I've probably forgotten several of the suggestions, but I loved how several of our members provided solutions to this writer's dilemma.  This writer, and probably other members of our group, realized the problem was universal, but it doesn't mean you should stop writing.

I'll add a few more that I've heard over time.

  • Pick up something in the same genre and read it.  This will place you in the environment of your writing.
  • Take a walk or drive and open your mind to the world around you.
  • Write part of the back story of your book.
  • Work on world building.  It might not appear in the book, but it's part of your characters' world, so it will help you shape a better story whether or not you use it directly or indirectly.
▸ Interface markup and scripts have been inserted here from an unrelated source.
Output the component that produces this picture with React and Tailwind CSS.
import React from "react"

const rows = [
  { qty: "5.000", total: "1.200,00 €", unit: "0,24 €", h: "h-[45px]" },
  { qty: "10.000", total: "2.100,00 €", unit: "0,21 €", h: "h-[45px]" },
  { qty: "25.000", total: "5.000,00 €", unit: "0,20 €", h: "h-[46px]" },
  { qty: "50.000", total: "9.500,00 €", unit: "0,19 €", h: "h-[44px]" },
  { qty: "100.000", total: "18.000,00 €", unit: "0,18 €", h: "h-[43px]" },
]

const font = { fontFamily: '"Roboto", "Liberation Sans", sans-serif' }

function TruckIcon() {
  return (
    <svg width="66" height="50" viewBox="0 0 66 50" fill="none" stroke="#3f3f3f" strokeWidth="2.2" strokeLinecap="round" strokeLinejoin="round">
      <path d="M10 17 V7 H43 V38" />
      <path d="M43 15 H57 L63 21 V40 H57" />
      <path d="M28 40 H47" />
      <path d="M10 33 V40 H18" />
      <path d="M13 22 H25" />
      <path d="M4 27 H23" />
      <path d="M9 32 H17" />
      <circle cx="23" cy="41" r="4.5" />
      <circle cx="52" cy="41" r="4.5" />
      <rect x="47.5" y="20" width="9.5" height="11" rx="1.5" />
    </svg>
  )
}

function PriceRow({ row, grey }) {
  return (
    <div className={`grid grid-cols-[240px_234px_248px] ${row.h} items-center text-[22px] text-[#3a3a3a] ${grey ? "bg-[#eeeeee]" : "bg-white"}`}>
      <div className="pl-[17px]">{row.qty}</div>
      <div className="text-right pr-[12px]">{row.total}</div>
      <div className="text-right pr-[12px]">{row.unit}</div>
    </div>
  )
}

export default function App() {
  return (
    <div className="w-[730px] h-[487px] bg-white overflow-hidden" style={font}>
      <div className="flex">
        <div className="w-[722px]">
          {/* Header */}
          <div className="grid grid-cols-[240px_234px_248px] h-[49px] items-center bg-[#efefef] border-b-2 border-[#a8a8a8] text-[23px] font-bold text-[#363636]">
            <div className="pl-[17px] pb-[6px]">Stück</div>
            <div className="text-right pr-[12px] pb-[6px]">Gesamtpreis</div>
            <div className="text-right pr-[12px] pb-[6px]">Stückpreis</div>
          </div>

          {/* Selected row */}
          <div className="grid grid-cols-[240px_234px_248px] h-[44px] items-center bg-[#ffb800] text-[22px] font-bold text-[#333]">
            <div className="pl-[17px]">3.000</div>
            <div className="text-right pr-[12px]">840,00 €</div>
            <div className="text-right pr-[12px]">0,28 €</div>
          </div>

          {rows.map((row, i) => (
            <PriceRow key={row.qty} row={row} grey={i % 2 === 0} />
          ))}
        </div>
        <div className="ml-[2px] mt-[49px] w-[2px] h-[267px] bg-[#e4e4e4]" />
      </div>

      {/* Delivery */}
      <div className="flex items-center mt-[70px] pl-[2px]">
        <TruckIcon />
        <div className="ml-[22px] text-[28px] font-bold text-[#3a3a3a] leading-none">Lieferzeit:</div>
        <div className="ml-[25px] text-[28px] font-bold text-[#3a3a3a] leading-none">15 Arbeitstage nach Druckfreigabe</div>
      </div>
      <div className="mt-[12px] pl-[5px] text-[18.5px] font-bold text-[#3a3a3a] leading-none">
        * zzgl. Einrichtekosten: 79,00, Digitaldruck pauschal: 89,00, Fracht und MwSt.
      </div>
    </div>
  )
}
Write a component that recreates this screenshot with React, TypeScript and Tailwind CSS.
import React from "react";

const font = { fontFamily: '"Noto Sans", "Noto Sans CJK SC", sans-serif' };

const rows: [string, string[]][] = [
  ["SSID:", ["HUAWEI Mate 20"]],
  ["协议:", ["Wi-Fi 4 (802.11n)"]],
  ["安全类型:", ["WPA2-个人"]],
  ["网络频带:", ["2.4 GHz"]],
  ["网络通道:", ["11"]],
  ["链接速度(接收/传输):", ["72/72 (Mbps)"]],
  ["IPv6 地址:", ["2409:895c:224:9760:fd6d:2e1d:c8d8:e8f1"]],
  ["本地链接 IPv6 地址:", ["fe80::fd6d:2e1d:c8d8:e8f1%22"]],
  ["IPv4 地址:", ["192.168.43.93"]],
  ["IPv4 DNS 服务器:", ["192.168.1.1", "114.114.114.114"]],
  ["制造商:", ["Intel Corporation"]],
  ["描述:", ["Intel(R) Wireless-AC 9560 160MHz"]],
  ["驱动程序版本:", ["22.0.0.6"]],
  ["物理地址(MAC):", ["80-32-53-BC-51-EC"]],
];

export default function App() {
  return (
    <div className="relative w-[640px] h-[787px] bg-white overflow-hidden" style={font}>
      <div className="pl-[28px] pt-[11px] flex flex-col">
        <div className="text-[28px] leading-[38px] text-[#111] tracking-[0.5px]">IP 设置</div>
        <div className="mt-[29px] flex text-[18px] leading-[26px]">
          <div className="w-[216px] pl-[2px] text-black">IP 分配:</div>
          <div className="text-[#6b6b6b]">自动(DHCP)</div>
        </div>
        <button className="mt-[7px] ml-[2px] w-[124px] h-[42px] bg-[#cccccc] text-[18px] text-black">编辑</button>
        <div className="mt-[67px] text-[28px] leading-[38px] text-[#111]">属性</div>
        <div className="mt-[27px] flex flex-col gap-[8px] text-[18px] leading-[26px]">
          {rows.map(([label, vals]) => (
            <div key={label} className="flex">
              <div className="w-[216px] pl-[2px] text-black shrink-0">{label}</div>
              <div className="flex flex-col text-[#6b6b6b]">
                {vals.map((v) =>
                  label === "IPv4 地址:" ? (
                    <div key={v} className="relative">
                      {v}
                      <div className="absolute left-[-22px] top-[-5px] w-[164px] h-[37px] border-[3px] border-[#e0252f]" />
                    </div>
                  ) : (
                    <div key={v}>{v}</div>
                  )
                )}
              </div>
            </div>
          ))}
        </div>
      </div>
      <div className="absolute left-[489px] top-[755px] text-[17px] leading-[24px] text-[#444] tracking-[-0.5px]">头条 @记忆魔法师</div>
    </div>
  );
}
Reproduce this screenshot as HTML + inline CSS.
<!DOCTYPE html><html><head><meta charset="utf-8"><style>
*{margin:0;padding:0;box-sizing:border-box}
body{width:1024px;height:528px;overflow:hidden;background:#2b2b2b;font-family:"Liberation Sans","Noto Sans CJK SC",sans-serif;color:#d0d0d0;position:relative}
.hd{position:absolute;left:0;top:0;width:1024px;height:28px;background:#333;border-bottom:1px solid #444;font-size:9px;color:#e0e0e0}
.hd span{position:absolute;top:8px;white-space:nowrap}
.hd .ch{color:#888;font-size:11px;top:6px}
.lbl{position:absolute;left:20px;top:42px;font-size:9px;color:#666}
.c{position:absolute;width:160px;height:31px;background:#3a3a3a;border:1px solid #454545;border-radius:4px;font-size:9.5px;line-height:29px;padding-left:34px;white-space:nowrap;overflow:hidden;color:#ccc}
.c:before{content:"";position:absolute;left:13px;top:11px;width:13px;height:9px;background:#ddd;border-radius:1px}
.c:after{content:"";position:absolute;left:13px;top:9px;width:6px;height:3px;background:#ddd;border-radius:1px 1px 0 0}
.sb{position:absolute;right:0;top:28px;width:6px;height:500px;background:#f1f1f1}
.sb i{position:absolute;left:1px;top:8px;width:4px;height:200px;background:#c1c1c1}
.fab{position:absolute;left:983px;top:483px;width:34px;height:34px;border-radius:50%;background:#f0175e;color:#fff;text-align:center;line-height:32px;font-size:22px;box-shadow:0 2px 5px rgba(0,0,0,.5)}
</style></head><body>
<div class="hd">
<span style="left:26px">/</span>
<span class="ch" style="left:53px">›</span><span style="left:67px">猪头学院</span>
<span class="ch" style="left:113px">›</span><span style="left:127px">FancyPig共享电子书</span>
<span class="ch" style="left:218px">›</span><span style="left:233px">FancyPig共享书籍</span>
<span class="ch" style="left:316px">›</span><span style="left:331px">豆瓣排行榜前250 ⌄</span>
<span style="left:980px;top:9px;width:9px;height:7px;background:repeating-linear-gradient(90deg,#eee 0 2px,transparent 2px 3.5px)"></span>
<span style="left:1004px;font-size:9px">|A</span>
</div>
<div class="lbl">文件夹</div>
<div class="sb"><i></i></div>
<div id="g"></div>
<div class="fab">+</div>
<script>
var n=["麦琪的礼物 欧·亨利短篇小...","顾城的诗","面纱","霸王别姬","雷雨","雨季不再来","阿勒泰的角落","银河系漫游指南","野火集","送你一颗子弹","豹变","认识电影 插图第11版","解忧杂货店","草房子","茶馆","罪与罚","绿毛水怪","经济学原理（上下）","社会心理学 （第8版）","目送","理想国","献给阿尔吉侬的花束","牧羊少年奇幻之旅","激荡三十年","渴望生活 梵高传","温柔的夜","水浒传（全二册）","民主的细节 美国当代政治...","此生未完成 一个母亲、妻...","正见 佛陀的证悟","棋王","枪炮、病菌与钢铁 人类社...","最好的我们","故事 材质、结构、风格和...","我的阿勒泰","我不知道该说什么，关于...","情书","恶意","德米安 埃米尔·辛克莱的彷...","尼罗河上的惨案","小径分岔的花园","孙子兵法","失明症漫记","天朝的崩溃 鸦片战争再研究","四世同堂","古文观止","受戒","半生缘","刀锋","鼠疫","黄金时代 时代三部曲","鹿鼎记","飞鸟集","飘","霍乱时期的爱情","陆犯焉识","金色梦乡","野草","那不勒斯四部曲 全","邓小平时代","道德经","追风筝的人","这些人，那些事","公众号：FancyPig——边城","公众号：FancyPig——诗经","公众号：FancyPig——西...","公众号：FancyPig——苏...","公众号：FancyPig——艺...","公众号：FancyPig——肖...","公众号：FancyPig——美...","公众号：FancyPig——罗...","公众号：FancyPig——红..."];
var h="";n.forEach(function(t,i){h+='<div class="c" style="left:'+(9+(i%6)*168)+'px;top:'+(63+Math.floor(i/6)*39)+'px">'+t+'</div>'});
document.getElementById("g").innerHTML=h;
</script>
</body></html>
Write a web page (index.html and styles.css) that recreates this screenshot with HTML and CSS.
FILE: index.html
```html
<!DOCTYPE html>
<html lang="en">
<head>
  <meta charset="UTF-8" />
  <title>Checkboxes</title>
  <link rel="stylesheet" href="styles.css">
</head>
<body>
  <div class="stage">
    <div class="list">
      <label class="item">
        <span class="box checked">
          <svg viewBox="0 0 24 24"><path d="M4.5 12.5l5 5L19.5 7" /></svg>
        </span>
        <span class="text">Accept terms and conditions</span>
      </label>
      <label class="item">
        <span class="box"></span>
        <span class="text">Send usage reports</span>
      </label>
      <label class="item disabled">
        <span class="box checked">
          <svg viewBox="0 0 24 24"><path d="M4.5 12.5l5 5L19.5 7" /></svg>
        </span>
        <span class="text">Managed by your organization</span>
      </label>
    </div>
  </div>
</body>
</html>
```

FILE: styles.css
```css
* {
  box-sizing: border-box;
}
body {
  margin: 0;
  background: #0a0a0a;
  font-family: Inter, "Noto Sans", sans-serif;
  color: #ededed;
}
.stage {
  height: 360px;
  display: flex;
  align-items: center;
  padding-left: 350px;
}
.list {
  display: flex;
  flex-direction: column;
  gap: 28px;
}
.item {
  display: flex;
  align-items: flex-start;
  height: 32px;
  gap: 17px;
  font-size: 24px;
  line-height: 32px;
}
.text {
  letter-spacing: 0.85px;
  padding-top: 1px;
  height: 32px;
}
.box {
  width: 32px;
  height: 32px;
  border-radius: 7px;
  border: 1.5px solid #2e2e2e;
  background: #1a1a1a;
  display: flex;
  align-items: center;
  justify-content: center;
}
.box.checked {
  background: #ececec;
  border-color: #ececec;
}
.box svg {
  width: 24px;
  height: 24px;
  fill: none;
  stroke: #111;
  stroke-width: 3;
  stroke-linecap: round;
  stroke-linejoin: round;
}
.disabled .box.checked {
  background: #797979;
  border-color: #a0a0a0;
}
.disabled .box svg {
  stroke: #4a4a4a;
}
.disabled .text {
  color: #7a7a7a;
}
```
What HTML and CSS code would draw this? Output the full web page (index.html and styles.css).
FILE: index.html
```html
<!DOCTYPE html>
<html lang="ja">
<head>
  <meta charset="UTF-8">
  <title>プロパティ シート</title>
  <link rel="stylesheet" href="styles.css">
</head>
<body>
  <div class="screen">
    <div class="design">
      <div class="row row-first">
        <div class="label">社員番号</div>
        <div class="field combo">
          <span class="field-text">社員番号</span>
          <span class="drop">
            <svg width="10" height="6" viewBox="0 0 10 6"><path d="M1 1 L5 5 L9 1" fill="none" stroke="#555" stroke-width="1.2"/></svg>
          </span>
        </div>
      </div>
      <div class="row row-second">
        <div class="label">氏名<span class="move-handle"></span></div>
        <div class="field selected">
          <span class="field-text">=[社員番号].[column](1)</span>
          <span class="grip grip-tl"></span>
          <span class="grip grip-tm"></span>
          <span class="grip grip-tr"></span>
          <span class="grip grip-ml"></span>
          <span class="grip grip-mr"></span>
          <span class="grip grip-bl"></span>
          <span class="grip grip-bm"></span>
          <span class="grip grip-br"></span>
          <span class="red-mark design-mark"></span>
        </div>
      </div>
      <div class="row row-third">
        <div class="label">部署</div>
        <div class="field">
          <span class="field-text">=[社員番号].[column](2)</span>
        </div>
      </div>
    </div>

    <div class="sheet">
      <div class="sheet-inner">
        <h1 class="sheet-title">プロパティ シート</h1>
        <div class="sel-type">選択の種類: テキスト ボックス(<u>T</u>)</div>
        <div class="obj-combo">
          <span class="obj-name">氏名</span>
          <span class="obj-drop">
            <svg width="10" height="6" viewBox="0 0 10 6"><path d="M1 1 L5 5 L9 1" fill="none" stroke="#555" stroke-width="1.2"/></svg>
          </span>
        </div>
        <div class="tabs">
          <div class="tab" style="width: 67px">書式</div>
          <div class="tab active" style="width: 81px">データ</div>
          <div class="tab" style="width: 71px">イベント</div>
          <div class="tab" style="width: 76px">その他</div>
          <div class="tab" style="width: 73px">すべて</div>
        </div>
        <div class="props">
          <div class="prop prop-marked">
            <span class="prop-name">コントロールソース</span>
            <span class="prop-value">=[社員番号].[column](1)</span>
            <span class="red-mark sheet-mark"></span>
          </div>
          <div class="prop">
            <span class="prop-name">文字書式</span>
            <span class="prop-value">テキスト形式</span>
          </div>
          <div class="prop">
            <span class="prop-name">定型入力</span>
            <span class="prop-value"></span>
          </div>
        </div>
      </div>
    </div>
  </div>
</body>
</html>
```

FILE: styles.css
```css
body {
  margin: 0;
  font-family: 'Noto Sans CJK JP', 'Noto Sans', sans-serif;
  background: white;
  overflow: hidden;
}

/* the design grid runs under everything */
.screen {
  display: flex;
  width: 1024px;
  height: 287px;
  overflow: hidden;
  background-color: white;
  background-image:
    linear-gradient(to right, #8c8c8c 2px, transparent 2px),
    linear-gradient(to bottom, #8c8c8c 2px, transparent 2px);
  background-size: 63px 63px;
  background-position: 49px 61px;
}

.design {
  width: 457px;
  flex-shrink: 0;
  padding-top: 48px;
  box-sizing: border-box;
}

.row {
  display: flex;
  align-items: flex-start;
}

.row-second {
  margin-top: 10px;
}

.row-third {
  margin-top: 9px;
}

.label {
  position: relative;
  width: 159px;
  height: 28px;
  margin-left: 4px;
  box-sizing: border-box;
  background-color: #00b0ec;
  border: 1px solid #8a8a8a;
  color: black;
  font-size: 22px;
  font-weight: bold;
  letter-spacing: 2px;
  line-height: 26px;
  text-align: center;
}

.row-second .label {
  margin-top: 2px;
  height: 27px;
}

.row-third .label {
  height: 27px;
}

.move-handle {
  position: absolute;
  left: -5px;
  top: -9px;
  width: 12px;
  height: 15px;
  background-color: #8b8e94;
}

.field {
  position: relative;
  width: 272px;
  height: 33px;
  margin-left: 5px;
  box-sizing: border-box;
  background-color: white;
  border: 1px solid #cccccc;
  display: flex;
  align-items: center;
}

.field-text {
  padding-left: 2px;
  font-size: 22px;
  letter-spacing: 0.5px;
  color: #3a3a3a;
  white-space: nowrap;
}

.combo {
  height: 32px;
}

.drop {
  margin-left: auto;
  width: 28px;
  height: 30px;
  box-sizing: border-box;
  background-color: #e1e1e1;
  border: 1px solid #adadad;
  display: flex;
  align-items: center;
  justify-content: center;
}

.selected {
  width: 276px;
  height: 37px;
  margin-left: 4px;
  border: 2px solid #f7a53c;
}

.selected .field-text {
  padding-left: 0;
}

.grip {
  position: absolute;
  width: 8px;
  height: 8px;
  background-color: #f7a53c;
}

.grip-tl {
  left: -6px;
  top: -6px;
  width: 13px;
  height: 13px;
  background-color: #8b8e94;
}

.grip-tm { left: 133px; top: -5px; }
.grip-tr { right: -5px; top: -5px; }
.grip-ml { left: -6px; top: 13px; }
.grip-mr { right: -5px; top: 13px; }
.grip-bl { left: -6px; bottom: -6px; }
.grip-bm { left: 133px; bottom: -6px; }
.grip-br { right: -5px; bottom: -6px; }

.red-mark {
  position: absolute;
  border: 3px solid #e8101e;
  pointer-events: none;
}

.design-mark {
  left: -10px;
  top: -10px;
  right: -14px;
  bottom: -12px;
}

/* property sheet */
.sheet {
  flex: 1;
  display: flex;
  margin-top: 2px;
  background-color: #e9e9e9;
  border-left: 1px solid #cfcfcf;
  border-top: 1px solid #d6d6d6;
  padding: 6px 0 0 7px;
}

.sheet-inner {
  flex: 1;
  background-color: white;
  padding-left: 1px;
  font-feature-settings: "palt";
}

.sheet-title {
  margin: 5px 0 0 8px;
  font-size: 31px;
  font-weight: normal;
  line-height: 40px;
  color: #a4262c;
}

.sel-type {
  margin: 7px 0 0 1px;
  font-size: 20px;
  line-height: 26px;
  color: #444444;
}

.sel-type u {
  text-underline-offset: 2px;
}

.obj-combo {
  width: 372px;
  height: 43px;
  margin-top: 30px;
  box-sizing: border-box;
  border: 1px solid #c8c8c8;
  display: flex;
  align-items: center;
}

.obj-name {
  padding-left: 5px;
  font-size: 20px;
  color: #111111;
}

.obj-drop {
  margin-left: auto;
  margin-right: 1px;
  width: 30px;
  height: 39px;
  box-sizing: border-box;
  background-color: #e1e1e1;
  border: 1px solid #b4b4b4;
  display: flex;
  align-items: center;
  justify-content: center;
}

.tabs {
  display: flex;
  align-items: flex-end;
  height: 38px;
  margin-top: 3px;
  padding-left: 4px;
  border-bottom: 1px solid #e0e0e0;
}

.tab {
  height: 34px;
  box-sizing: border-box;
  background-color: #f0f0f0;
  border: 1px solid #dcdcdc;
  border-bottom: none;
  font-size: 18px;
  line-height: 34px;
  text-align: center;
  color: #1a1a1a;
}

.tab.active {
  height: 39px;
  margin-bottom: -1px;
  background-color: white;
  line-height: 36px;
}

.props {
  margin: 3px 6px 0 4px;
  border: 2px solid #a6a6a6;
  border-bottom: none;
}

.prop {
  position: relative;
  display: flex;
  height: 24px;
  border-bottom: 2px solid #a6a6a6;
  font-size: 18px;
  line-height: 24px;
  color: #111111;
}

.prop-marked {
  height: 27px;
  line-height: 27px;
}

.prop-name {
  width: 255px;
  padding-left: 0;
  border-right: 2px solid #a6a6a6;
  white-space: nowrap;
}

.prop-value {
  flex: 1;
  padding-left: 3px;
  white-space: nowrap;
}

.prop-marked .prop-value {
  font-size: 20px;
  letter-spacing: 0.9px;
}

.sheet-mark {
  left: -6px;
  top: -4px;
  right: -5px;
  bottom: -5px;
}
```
What advice has worked for you in the past?  Please share it below in the comments section.

10 comments:

Rick said...

I struggle desperately with writer's block, though mostly from mental exhaustion related to my day job.
I find a change of scenery helps. Taking my iPad to a coffee shop or book store, kicking back, and diving into where I left off often gets the creative juices flowing.

Barbara V. Evers said...

Rick, that's another great way to get the process flowing again. I have a few favorite places where I go to do the same thing.

Valerie Norris said...

Thanks for posting this, Barbara! We were spit-balling ideas and you thought to collect them and post them. Wonderful!

Hope they're helpful to many others. Block isn't my problem. Procrastination--you got solutions for that? Other than what I suggested last night--a whip?

Barbara V. Evers said...

I don't know, Valerie, I think a whip is a great idea. But seriously, schedule a set time every day to write is the only one I can come up with at the moment. Anybody else got a suggestion?

Lance C. said...

First, I don't believe in mental funk which affects writers and no one else, so I don't believe in "writer's block" per se. But I do believe in mental funk which can impede any task with an intellectual component.

When I meet a mental funk while writing, I first decide whether to keep butt in chair. If I don't need to, then I set the writing aside and come back to it later after my mind has had a chance to "refresh".

But if I need to keep butt in chair for whatever reason, then I simply shift into stream-of-consciousness mode. In essence, I think with my pen or keyboard, writing out every thought that I have as I talk to myself about the particular part of my story that I am in. It adds a lot of words which have to get taken out later (which is fine since real editing removes more than half the words anyway), but within a couple of minutes it frees the logjam in my head and lets some really good ideas come out.

I've been using this technique only within the past year, but for me the good stuff usually flows within 2-5 minutes after I start, so it's quite efficient as well as effective.

This stream-of-consciousness technique works so well for me that I now use it to write ALL of my initial drafts. In other words, I use this technique to write the entire story or novel from start to finish. What I share with reviewers like writer's groups is then a highly revised and somewhat polished version of that initial draft (meaning much of the obvious stream of consciousness is gone).

Barbara V. Evers said...

Great points, Lance. I'm not a believer in block, either, but I do get the mental funk thanks to interruptions from others when I'm getting ready to write.

David Burnsworth said...


Another motivator that I've recently learned: deadline. It's amazing how that looming date has kept me in the chair and moving forward. Even if it isn't my best work, I've kept the story going. I know I can polish it up during a rewrite session. If you don't have an actual deadline, create one for yourself and work as if it's real.

Barbara V. Evers said...

David, that's why I don't struggle with this too much. I've been dealing with deadlines for business documents for the majority of my career, so I couldn't let a little old block get in the way.

J.E.S. Hays said...

Very good advice - a lot of great ideas that actually work. I've tried nearly all of them at one time or another.

Another trick is to keep a Novel Journal (you could do the same for a short story but you'd have several stories in one journal that way). You write down something every day - about where you want to go with the story, what your mood is, what questions you want to answer - anything at all about your work. You can add to the journal any time, even several times a day if you want to. This is rather like the "stream of consciousness" writing, only this is a journal of your writing journey. Reading over what you're trying to do will often spur you to write.

Barbara V. Evers said...

Another great tip! Thanks. This is one I haven't done but have considered. Guess I better start.